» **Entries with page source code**
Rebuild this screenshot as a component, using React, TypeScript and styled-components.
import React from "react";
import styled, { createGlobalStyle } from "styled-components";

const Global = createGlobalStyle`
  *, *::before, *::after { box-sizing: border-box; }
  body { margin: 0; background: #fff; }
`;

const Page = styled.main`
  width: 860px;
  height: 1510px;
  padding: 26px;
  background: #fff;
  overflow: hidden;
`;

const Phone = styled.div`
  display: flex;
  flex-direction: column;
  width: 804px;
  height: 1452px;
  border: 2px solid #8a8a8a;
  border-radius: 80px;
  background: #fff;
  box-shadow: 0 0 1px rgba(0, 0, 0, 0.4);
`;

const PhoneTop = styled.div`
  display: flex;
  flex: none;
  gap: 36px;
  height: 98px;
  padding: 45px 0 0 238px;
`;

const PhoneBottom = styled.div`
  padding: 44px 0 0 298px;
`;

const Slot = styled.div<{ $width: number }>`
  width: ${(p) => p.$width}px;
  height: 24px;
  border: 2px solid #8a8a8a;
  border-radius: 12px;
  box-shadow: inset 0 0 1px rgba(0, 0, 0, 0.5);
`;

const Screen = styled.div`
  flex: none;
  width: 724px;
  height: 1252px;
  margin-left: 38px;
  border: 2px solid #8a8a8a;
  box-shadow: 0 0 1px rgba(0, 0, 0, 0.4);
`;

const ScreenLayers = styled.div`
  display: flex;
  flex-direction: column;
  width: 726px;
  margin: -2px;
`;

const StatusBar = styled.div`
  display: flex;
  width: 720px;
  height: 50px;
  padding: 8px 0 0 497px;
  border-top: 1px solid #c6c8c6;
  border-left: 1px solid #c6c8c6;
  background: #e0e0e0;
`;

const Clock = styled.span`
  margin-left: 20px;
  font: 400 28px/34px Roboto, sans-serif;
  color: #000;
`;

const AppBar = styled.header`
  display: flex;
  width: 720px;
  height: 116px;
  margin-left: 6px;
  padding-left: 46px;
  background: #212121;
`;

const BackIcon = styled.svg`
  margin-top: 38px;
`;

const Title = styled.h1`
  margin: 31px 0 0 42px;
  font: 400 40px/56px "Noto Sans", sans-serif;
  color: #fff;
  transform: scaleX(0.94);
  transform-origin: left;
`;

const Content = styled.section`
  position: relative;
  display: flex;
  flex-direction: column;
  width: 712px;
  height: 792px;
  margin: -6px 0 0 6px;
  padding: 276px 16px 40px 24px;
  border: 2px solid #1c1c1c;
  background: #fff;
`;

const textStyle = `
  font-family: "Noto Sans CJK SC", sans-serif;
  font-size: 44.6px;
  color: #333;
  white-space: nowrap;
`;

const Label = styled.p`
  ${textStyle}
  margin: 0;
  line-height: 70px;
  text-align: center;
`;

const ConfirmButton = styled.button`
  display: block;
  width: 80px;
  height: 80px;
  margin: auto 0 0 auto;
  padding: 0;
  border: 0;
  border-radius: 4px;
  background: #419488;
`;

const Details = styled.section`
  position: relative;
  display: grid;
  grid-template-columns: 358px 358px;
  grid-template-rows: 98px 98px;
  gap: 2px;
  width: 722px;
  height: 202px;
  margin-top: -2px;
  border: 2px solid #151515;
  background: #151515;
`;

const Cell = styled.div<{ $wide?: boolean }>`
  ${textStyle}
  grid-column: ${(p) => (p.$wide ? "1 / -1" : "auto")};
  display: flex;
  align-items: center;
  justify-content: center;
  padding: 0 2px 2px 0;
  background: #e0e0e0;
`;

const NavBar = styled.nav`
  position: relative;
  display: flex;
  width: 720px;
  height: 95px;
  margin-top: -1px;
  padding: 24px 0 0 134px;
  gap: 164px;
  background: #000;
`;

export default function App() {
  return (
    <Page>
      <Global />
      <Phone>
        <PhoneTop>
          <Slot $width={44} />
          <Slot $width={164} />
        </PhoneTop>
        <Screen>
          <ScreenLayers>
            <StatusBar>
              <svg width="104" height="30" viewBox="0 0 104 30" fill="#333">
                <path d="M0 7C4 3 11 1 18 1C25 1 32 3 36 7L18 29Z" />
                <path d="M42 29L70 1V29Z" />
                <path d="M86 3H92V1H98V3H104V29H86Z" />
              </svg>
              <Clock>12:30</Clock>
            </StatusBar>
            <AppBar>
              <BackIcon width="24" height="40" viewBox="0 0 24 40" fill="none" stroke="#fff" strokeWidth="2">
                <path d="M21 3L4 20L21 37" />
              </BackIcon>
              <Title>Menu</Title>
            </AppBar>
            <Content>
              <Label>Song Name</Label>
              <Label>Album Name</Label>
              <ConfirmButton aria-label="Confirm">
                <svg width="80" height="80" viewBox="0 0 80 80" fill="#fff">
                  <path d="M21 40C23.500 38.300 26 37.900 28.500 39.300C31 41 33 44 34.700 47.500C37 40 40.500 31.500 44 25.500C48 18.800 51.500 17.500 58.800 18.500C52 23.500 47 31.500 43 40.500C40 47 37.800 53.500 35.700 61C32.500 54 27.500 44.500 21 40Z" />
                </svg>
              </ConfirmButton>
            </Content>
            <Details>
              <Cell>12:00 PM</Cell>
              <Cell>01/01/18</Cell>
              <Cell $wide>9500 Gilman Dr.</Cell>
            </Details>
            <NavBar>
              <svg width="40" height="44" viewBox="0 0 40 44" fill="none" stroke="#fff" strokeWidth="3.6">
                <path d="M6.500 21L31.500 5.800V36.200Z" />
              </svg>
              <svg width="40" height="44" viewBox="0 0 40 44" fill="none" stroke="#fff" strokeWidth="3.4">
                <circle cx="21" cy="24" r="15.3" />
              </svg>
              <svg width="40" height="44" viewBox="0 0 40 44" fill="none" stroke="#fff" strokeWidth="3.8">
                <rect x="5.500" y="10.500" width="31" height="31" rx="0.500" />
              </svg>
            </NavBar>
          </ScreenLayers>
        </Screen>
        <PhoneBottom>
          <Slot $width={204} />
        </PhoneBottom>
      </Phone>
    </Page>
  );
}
...
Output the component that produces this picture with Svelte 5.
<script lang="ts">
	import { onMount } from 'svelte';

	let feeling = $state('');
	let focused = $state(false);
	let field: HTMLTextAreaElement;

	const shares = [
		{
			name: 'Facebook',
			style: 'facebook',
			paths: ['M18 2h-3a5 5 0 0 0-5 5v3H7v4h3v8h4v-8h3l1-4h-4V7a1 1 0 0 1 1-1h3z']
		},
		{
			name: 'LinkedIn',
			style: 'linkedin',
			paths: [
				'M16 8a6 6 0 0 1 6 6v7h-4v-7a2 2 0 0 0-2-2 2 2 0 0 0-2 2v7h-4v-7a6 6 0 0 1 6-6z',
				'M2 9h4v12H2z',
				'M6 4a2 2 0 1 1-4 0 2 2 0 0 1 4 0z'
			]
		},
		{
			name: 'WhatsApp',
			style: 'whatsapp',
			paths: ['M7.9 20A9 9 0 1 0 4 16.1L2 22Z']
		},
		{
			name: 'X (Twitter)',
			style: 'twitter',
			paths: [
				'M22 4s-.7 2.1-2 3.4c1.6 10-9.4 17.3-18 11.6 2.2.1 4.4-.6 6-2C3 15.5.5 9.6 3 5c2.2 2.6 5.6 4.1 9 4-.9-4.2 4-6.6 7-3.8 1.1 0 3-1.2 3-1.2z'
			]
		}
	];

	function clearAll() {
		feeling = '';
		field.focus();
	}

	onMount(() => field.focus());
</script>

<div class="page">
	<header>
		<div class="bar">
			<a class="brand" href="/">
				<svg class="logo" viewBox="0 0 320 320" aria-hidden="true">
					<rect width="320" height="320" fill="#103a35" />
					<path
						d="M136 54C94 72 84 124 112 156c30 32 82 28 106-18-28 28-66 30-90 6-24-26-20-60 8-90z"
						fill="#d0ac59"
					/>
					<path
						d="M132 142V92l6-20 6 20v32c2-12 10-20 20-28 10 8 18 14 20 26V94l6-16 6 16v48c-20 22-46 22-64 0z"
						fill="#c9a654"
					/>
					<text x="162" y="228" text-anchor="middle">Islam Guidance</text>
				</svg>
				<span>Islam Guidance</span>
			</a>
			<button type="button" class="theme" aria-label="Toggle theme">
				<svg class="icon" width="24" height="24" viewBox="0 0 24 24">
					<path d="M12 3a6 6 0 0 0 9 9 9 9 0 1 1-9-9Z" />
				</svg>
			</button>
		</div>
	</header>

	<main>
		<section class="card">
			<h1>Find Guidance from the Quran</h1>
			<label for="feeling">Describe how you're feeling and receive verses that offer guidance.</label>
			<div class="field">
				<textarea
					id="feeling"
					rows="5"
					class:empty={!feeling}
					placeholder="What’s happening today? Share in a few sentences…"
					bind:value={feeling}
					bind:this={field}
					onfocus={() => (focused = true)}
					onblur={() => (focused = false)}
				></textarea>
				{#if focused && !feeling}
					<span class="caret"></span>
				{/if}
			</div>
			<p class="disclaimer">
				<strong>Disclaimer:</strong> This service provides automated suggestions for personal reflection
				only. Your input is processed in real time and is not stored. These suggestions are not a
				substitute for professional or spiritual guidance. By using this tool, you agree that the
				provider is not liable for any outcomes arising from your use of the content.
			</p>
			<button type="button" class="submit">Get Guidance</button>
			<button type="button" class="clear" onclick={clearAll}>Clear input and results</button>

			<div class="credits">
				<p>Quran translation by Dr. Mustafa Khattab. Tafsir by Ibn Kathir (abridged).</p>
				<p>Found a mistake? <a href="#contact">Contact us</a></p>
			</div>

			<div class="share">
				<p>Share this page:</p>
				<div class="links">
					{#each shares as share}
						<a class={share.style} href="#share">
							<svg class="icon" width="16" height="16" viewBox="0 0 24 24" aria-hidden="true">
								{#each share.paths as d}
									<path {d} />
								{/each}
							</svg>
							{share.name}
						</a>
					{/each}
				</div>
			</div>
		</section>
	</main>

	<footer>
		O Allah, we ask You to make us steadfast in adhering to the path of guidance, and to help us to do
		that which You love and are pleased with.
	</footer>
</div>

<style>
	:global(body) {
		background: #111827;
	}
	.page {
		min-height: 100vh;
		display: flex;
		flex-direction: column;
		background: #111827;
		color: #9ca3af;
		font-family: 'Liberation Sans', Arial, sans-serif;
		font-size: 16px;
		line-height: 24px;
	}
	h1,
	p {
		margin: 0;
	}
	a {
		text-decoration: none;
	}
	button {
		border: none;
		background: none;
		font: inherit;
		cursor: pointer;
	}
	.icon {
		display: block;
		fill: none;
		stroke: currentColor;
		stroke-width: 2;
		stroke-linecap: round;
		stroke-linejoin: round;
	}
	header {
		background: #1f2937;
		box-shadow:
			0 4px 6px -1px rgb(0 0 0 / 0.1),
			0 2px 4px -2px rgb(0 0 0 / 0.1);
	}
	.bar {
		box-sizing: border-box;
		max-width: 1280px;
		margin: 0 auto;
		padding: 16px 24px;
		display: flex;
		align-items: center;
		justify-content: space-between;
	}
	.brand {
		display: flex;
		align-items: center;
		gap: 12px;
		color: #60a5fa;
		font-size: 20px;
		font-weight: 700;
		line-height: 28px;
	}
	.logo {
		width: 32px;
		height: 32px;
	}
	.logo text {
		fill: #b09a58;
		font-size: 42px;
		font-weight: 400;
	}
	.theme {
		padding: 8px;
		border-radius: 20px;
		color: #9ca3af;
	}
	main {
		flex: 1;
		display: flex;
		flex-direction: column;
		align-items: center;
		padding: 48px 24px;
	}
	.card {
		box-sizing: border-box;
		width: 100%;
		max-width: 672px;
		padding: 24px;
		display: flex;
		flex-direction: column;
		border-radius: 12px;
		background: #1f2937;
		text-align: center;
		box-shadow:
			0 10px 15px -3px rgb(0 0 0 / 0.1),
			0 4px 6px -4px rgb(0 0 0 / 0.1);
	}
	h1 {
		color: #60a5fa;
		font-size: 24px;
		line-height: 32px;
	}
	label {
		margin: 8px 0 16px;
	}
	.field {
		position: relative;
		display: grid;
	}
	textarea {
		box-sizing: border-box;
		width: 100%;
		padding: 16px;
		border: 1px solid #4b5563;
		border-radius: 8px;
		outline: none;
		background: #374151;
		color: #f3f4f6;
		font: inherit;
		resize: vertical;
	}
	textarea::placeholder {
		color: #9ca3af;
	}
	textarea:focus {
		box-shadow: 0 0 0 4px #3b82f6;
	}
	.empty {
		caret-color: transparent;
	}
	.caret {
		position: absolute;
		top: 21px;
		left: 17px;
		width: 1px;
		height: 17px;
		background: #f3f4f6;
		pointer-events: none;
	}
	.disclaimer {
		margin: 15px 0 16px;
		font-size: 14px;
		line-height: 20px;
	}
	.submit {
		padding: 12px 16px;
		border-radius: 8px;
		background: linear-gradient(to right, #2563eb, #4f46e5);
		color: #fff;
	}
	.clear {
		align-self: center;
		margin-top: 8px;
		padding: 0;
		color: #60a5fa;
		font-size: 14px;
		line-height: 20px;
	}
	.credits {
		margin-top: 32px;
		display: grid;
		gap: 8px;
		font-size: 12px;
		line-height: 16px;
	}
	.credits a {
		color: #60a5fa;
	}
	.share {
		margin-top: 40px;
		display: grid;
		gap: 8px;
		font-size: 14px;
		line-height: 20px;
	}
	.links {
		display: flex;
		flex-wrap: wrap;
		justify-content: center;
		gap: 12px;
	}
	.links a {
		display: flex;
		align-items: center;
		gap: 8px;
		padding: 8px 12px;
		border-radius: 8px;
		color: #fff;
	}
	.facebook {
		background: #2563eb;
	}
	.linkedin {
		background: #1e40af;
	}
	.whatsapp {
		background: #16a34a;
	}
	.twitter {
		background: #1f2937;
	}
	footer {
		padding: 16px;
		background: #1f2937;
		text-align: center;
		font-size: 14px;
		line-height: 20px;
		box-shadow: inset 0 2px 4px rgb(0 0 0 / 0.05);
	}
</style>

» **Exercise**
Give back exactly the stretch that opens on the line with "Output the component" and closes on the line with "let field: HTMLTextAreaElement;".

» **Result of the task**
Output the component that produces this picture with Svelte 5.
<script lang="ts">
	import { onMount } from 'svelte';

	let feeling = $state('');
	let focused = $state(false);
	let field: HTMLTextAreaElement;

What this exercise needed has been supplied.